Variable	Required	Description
`KAGGLE_USERNAME`	Yes (for download)	Your Kaggle username
`KAGGLE_KEY`	Yes (for download)	Your Kaggle API key
`WANDB_API_KEY`	No	Weights & Biases API key — enables experiment tracking
`WANDB_PROJECT`	No	wandb project name (default: `mlops-lab0`)

Tip

Copy .env.example to .env and fill in your values: bash cp .env.example .env

Customizing the Pipeline¶

Quick experiments via CLI (no file changes needed)¶

# Fast trial run — 5 trials, 3 folds
python -m src.train training.n_trials=5 training.cv_folds=3

# Full production run — 100 trials, 10 folds
python -m src.train training.n_trials=100 training.cv_folds=10

Permanent changes via `config.yaml`¶

Edit config.yaml directly for changes you want to persist:

training:
  n_trials: 50  # Increase for more thorough search

Add or remove features¶

preprocessing:
  numeric_features: ["Age", "SibSp", "Parch", "Fare"]
  categorical_features: ["Pclass", "Sex", "Embarked"]

Warning

If you modify feature lists, make sure the corresponding columns exist in the raw CSV, and re-run preprocessing before training.

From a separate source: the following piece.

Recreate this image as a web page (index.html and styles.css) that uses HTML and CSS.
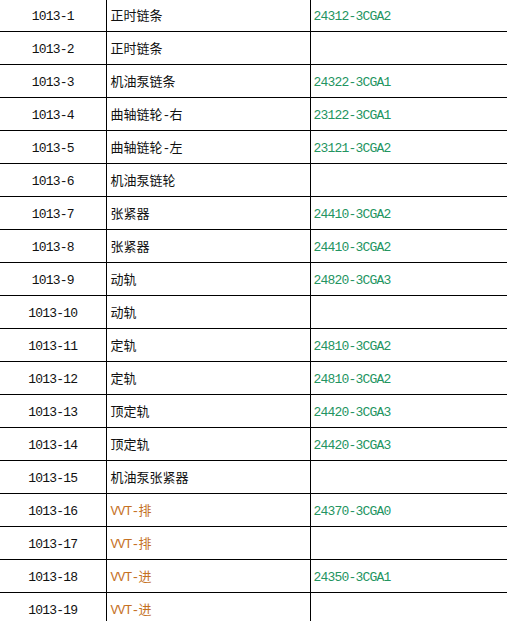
FILE: index.html
```html
<!DOCTYPE html>
<html>
<head>
<meta charset="utf-8">
<link rel="stylesheet" href="styles.css">
</head>
<body>
<div class="sheet">
<table class="grid">
<colgroup><col class="c1"><col class="c2"><col class="c3"></colgroup>
<tbody>
<tr><td class="num">1013-1</td><td class="name">正时链条</td><td class="code">24312-3CGA2</td></tr>
<tr><td class="num">1013-2</td><td class="name">正时链条</td><td class="code"></td></tr>
<tr><td class="num">1013-3</td><td class="name">机油泵链条</td><td class="code">24322-3CGA1</td></tr>
<tr><td class="num">1013-4</td><td class="name">曲轴链轮<span class="lat">-</span>右</td><td class="code">23122-3CGA1</td></tr>
<tr><td class="num">1013-5</td><td class="name">曲轴链轮<span class="lat">-</span>左</td><td class="code">23121-3CGA2</td></tr>
<tr><td class="num">1013-6</td><td class="name">机油泵链轮</td><td class="code"></td></tr>
<tr><td class="num">1013-7</td><td class="name">张紧器</td><td class="code">24410-3CGA2</td></tr>
<tr><td class="num">1013-8</td><td class="name">张紧器</td><td class="code">24410-3CGA2</td></tr>
<tr><td class="num">1013-9</td><td class="name">动轨</td><td class="code">24820-3CGA3</td></tr>
<tr><td class="num">1013-10</td><td class="name">动轨</td><td class="code"></td></tr>
<tr><td class="num">1013-11</td><td class="name">定轨</td><td class="code">24810-3CGA2</td></tr>
<tr><td class="num">1013-12</td><td class="name">定轨</td><td class="code">24810-3CGA2</td></tr>
<tr><td class="num">1013-13</td><td class="name">顶定轨</td><td class="code">24420-3CGA3</td></tr>
<tr><td class="num">1013-14</td><td class="name">顶定轨</td><td class="code">24420-3CGA3</td></tr>
<tr><td class="num">1013-15</td><td class="name">机油泵张紧器</td><td class="code"></td></tr>
<tr><td class="num">1013-16</td><td class="name vvt"><span class="lat">VVT-</span>排</td><td class="code">24370-3CGA0</td></tr>
<tr><td class="num">1013-17</td><td class="name vvt"><span class="lat">VVT-</span>排</td><td class="code"></td></tr>
<tr><td class="num">1013-18</td><td class="name vvt"><span class="lat">VVT-</span>进</td><td class="code">24350-3CGA1</td></tr>
<tr><td class="num">1013-19</td><td class="name vvt"><span class="lat">VVT-</span>进</td><td class="code"></td></tr>
</tbody>
</table>
</div>
</body>
</html>
```
FILE: styles.css
```css
html, body {
  margin: 0;
  padding: 0;
  background: #fff;
}
body {
  overflow: hidden;
  width: 507px;
  height: 621px;
}
.sheet {
  overflow: hidden;
  width: 507px;
  height: 621px;
}
.grid {
  border-collapse: collapse;
  table-layout: fixed;
  width: 620px;
  margin-top: -1px;
  font-family: "Noto Sans CJK SC", "Noto Sans", sans-serif;
  font-size: 13px;
  color: #111;
}
.c1 { width: 106px; }
.c2 { width: 204px; }
.c3 { width: 310px; }
.grid td {
  height: 32px;
  padding: 0;
  border-right: 1px solid #000;
  border-bottom: 1px solid #000;
  box-sizing: content-box;
  line-height: 18px;
  white-space: nowrap;
  vertical-align: middle;
}
.grid td.num,
.grid td.code,
.lat {
  font-family: "Liberation Mono", "DejaVu Sans Mono", monospace;
  font-size: 13px;
  letter-spacing: -0.8px;
}
.grid td.num,
.grid td.code {
  height: 29px;
  padding-top: 3px;
}
.lat {
  line-height: 1;
}
.grid td.num {
  text-align: center;
}
.grid td.name {
  padding-left: 4px;
}
.grid td.code {
  padding-left: 3px;
  color: #239461;
}
.grid td.vvt {
  color: #c5711f;
}
```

How Config Loading Works Internally¶

┌─────────────────────────────────────────────────┐
│           python -m src.train                    │
│               training.n_trials=5                │
├─────────────────────────────────────────────────┤
│                                                  │
│  1. src/config.py is imported                    │
│  2. get_project_root() finds config.yaml         │
│  3. _parse_cli_overrides() extracts              │
│     ["training.n_trials=5"] from sys.argv        │
│  4. Hydra compose() loads config.yaml            │
│     and applies the overrides                    │
│  5. CONFIG dict is available globally            │
│                                                  │
│  Result: CONFIG["training"]["n_trials"] == 5     │
│          (instead of the default 30)             │
│                                                  │
└─────────────────────────────────────────────────┘

Note

Config is loaded once at import time (CONFIG = load_config() at module level). All modules that import CONFIG share the same overridden values for that process run.